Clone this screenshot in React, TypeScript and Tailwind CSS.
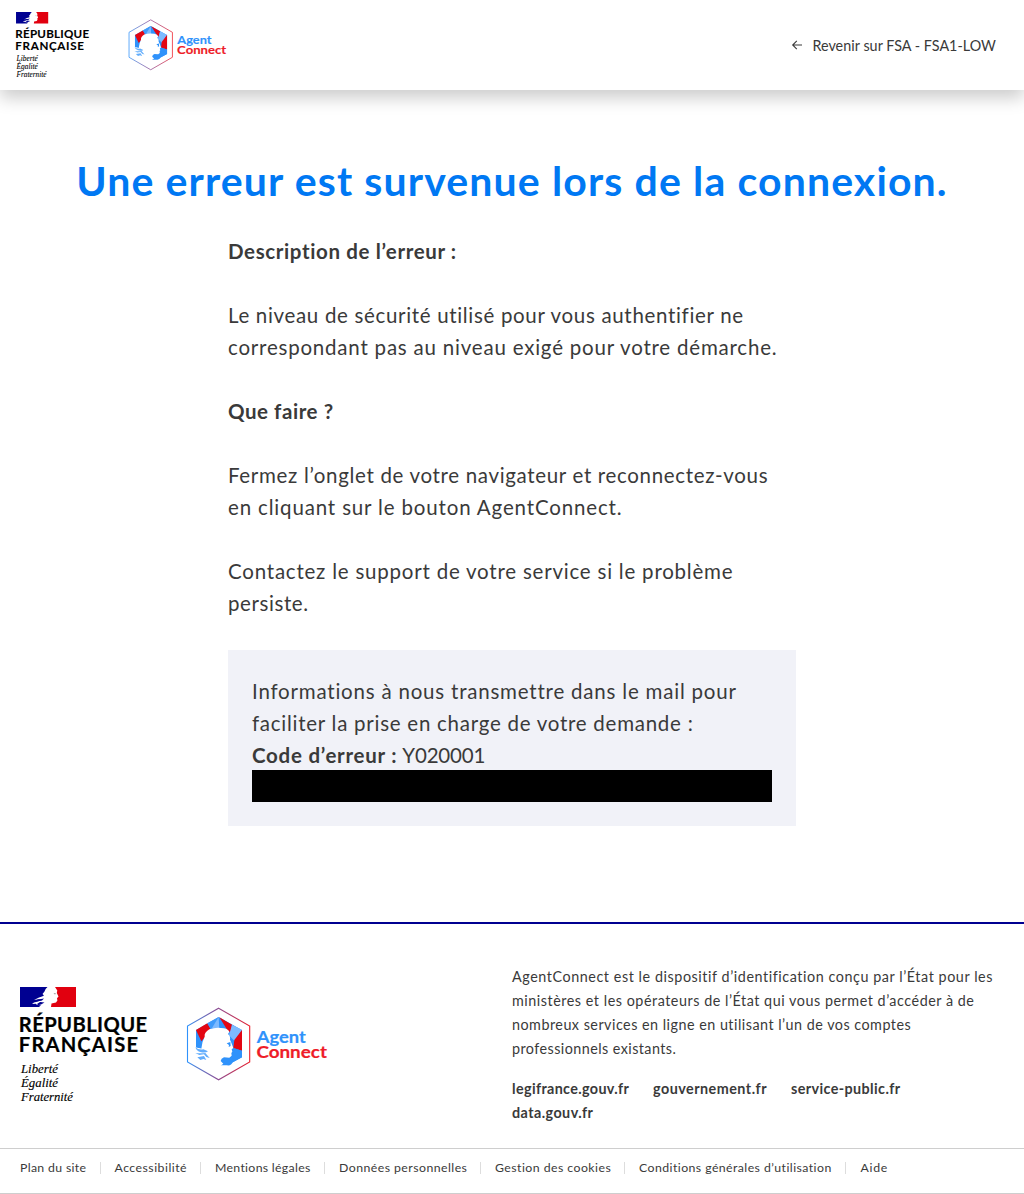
import React from 'react';

function RepubliqueLogo({ className }: { className: string }) {
  return (
    <svg viewBox="0 0 128 118" className={className} role="img" aria-label="République Française">
      <path d="M0 0H56V20H0Z" fill="#fff" />
      <path d="M0 0H27.5Q25 2 24.5 4.5L22.5 7L24 8.5L22 9.6L19 10.5L14 13L19 12.2L22 13L18 14.5L14 15.6L12 17L16 16.8L17 18L21 18.2L19 20H0Z" fill="#000091" />
      <path d="M35 0H56V20H31L31.5 16.4L36 15.6L37.4 13.5L37 11.2L38.5 9.5L36.8 6L37.3 3.5Z" fill="#e1000f" />
      <path d="M12.5 14.5L18 12.6L24 11.5L22 13.5L17 14.2ZM17 17L20 15L24.5 15.5L21 17.5L18 18.2Z" fill="#000091" />
      <path d="M33.5 6.2L36 6.6L35 7.6Z" fill="#777" />
      <g className="font-['Lato'] font-bold" fontSize="20.2" fill="#000" stroke="#000" strokeWidth="0.2">
        <text x="-1.2" y="44.9" textLength="128.4" lengthAdjust="spacing">RÉPUBLIQUE</text>
        <text x="-1.2" y="65.3" textLength="119.2" lengthAdjust="spacing">FRANÇAISE</text>
      </g>
      <g className="font-['Liberation_Serif'] italic" fontSize="13.2" fill="#000" stroke="#000" strokeWidth="0.15">
        <text x="1" y="86" textLength="37" lengthAdjust="spacingAndGlyphs">Liberté</text>
        <text x="1" y="100" textLength="37" lengthAdjust="spacingAndGlyphs">Égalité</text>
        <text x="1" y="114" textLength="52" lengthAdjust="spacingAndGlyphs">Fraternité</text>
      </g>
    </svg>
  );
}

function AgentConnectLogo({ className, id }: { className: string; id: string }) {
  return (
    <svg viewBox="0 0 142 74" className={className} role="img" aria-label="AgentConnect">
      <defs>
        <linearGradient id={id} x1="0" x2="1" y1="0" y2="0">
          <stop offset="0" stopColor="#2f92fb" />
          <stop offset="0.1" stopColor="#4b83dc" />
          <stop offset="0.5" stopColor="#8f4d92" />
          <stop offset="0.95" stopColor="#dd2338" />
          <stop offset="1" stopColor="#ee1c28" />
        </linearGradient>
      </defs>
      <path d="M32.6 1.2L63.7 19.1V54.9L32.6 72.8L1.5 54.9V19.1Z" fill="#fff" stroke={`url(#${id})`} strokeWidth="1.1" />
      <g transform="translate(-6 -5) scale(.33333)">
        <path d="M116 45L186 84V166L158 181Q154 192 141 190L122 190L64 140L48 138V84Z" fill="#2f92fb" />
        <path d="M48 84L82 64L94 84L64 118Z" fill="#e30613" />
        <path d="M82 64L116 45L100 82L92 82Z" fill="#3f9bfb" />
        <path d="M116 45L96 78L118 82Z" fill="#7dbaff" />
        <path d="M118 46L156 68L152 92L142 84Z" fill="#e30613" />
        <path d="M156 68L186 84L164 118L147 100Z" fill="#7dbaff" />
        <path d="M186 84V146L160 138L163 114Z" fill="#e30613" />
        <path d="M160 138L186 146V166L156 182Z" fill="#2f92fb" />
        <path d="M40 134L64 140Q66 118 74 104Q72 92 88 82Q108 74 132 79Q146 82 148 90L144 96Q152 103 150 113L154 122L160 138L155 142L157 149L154 153L155 161L148 167L132 166Q123 170 122 177L130 185L118 194L88 198L40 170Z" fill="#fff" />
        <path d="M140 124L151 120L152 132L146 135L147 129Z" fill="#2f92fb" />
        <path d="M46 136Q56 145 70 142L84 148Q76 154 61 150Q51 149 46 136ZM46 153Q61 155 76 153L89 168L79 165L72 157L58 159ZM52 166L72 162L79 174L70 171L61 174Z" fill="#62adfc" />
      </g>
      <g className="font-['Lato'] font-bold" fontSize="17.2">
        <text x="70.8" y="36.2" textLength="49" lengthAdjust="spacingAndGlyphs" fill="#2f92fb" stroke="#2f92fb" strokeWidth="0.2">Agent</text>
        <text x="70.4" y="50.6" textLength="70.5" lengthAdjust="spacingAndGlyphs" fill="#ee1c28" stroke="#ee1c28" strokeWidth="0.2">Connect</text>
      </g>
    </svg>
  );
}

function Separator() {
  return <span className="mt-[6px] h-3 w-px shrink-0 bg-[#ddd]" />;
}

export default function App() {
  return (
    <div className="flex h-[1194px] w-[1024px] flex-col overflow-hidden bg-white font-['Lato',sans-serif] text-[#3a3a3a]">
      <header className="flex h-[90px] shrink-0 items-start justify-between pl-4 pr-7 shadow-[0_8px_16px_rgba(0,0,0,0.2)]">
        <div className="flex">
          <RepubliqueLogo className="mt-3 h-[67.8px] w-[73.6px] overflow-visible" />
          <AgentConnectLogo id="hexagon-small" className="ml-[38.4px] mt-[19px] h-[51.6px] w-[99px] overflow-visible" />
        </div>
        <a className="mt-[34px] flex text-[14.35px] leading-6 tracking-[0.03px]">
          <svg viewBox="0 0 12 12" className="mr-[9px] mt-[5px] size-3" fill="none" stroke="#3a3a3a" strokeWidth="1.1">
            <path d="M11 6H1.7M5.8 1.9L1.7 6L5.8 10.1" />
          </svg>
          <span>Revenir sur FSA - FSA1-LOW</span>
        </a>
      </header>

      <main className="flex h-[832px] shrink-0 flex-col items-center">
        <h1 className="mt-[67px] whitespace-nowrap text-[41px] font-bold leading-[48px] tracking-[1.13px] text-[#0078f3]">
          Une erreur est survenue lors de la connexion.
        </h1>
        <div className="mt-[30px] w-[568px] whitespace-nowrap text-[20.5px] leading-8">
          <p className="font-bold tracking-[0.62px]">Description de l’erreur :</p>
          <p className="mt-8">
            <span className="block tracking-[0.67px]">Le niveau de sécurité utilisé pour vous authentifier ne</span>
            <span className="block tracking-[0.79px]">correspondant pas au niveau exigé pour votre démarche.</span>
          </p>
          <p className="mt-8 font-bold tracking-[0.55px]">Que faire ?</p>
          <p className="mt-8">
            <span className="block tracking-[0.67px]">Fermez l’onglet de votre navigateur et reconnectez-vous</span>
            <span className="block tracking-[0.84px]">en cliquant sur le bouton AgentConnect.</span>
          </p>
          <p className="mt-8">
            <span className="block tracking-[0.78px]">Contactez le support de votre service si le problème</span>
            <span className="block tracking-[0.59px]">persiste.</span>
          </p>
          <div className="mt-[31px] h-44 bg-[#f1f2f8] px-6 pt-[25px]">
            <p>
              <span className="block tracking-[0.79px]">Informations à nous transmettre dans le mail pour</span>
              <span className="block tracking-[0.74px]">faciliter la prise en charge de votre demande :</span>
              <span className="flex">
                <b className="mr-[5px] font-bold tracking-[0.75px]">Code d’erreur :</b>
                <span className="tracking-[-0.2px]">Y020001</span>
              </span>
            </p>
            <div className="-mt-px h-8 bg-black" />
          </div>
        </div>
      </main>

      <footer className="flex h-[272px] shrink-0 flex-col border-t-2 border-[#000091]">
        <div className="flex h-56 shrink-0">
          <div className="flex w-[512px] items-start pl-5">
            <RepubliqueLogo className="mt-[63px] h-[118px] w-32 overflow-visible" />
            <AgentConnectLogo id="hexagon-large" className="ml-[38px] mt-[83px] h-[74px] w-[142px] overflow-visible" />
          </div>
          <div className="mt-[41px] whitespace-nowrap text-[14.35px] leading-6">
            <p>
              <span className="block tracking-[0.56px]">AgentConnect est le dispositif d’identification conçu par l’État pour les</span>
              <span className="block tracking-[0.53px]">ministères et les opérateurs de l’État qui vous permet d’accéder à de</span>
              <span className="block tracking-[0.485px]">nombreux services en ligne en utilisant l’un de vos comptes</span>
              <span className="block tracking-[0.44px]">professionnels existants.</span>
            </p>
            <ul className="mt-4 flex w-[480px] flex-wrap font-bold">
              <li className="w-[141px] tracking-[0.36px]">legifrance.gouv.fr</li>
              <li className="w-[138px] tracking-[0.48px]">gouvernement.fr</li>
              <li className="w-[190px] tracking-[0.4px]">service-public.fr</li>
              <li className="tracking-[0.44px]">data.gouv.fr</li>
            </ul>
          </div>
        </div>
        <nav className="flex h-[46px] shrink-0 whitespace-nowrap border-y border-[#cecece] pl-5 pt-[7px] text-[12.3px] leading-6">
          <a className="w-20 tracking-[0.327px]">Plan du site</a>
          <Separator />
          <a className="ml-[13.5px] w-[85.5px] tracking-[0.475px]">Accessibilité</a>
          <Separator />
          <a className="ml-[14px] w-[109px] tracking-[0.3px]">Mentions légales</a>
          <Separator />
          <a className="ml-[14px] w-[141px] tracking-[0.45px]">Données personnelles</a>
          <Separator />
          <a className="ml-[14px] w-[129px] tracking-[0.45px]">Gestion des cookies</a>
          <Separator />
          <a className="ml-[14px] w-[206px] tracking-[0.43px]">Conditions générales d’utilisation</a>
          <Separator />
          <a className="ml-[14.5px] tracking-[0.7px]">Aide</a>
        </nav>
      </footer>
    </div>
  );
}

----------

Task description:
Restate each line from the start of the listing through the line bearing "import React from 'react';" word for word. Drop the pictures.

Exercise answer:
Clone this screenshot in React, TypeScript and Tailwind CSS.
import React from 'react';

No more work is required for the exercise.